--- START OF Exercise material ---

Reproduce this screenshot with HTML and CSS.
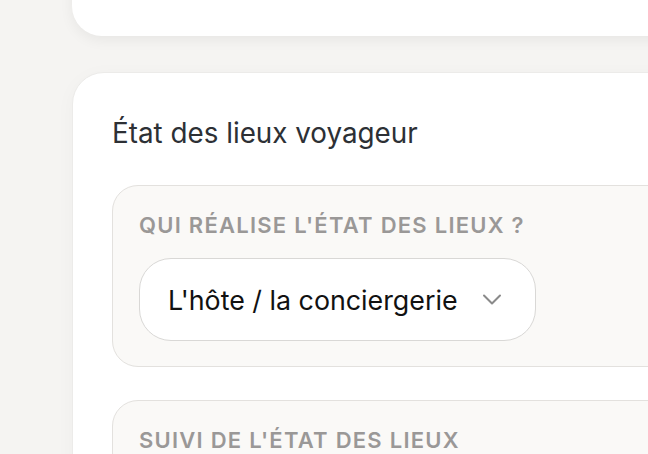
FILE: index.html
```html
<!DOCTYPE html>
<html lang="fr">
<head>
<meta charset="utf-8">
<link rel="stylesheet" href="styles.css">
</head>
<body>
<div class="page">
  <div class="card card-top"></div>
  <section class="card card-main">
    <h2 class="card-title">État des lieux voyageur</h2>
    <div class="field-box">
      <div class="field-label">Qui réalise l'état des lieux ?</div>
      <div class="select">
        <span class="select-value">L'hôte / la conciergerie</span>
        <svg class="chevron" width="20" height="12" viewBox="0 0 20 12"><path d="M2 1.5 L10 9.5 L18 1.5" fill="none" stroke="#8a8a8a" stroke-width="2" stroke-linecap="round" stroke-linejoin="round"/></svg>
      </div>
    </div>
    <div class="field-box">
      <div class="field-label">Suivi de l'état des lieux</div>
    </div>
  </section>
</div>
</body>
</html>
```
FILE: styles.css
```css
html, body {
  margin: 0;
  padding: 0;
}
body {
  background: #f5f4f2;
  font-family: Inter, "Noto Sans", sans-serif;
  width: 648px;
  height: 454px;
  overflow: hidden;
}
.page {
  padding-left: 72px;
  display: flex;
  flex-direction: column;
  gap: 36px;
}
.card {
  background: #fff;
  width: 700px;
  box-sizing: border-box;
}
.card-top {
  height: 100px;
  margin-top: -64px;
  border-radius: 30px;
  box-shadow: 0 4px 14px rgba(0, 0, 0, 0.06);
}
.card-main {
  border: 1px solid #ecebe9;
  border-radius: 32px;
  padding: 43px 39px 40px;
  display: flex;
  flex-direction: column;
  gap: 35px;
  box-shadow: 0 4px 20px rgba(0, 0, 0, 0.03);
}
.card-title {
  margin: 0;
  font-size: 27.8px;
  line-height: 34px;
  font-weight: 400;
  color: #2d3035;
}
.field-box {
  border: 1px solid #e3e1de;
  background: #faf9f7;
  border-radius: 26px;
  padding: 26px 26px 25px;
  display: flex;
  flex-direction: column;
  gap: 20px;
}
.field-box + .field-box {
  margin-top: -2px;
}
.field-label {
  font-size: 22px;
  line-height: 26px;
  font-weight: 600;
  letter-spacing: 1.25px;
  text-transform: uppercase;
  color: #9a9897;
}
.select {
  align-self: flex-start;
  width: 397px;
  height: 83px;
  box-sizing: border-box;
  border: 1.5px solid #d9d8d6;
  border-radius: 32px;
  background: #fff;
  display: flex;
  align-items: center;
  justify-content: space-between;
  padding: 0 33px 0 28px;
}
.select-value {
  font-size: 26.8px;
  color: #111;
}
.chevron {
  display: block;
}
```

--- END OF Exercise material ---
--- START OF Exercise material ---

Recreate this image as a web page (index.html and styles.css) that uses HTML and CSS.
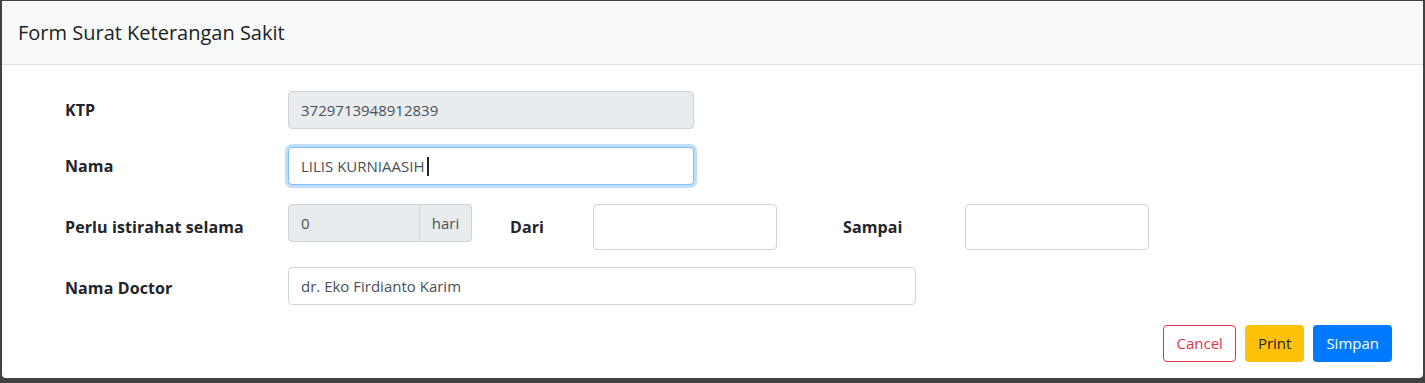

--- END OF Exercise material ---

*What you need to do*. Copy each line in the data that holds the word "this".

*Result below*.
Reproduce this screenshot with HTML and CSS.
Recreate this image as a web page (index.html and styles.css) that uses HTML and CSS.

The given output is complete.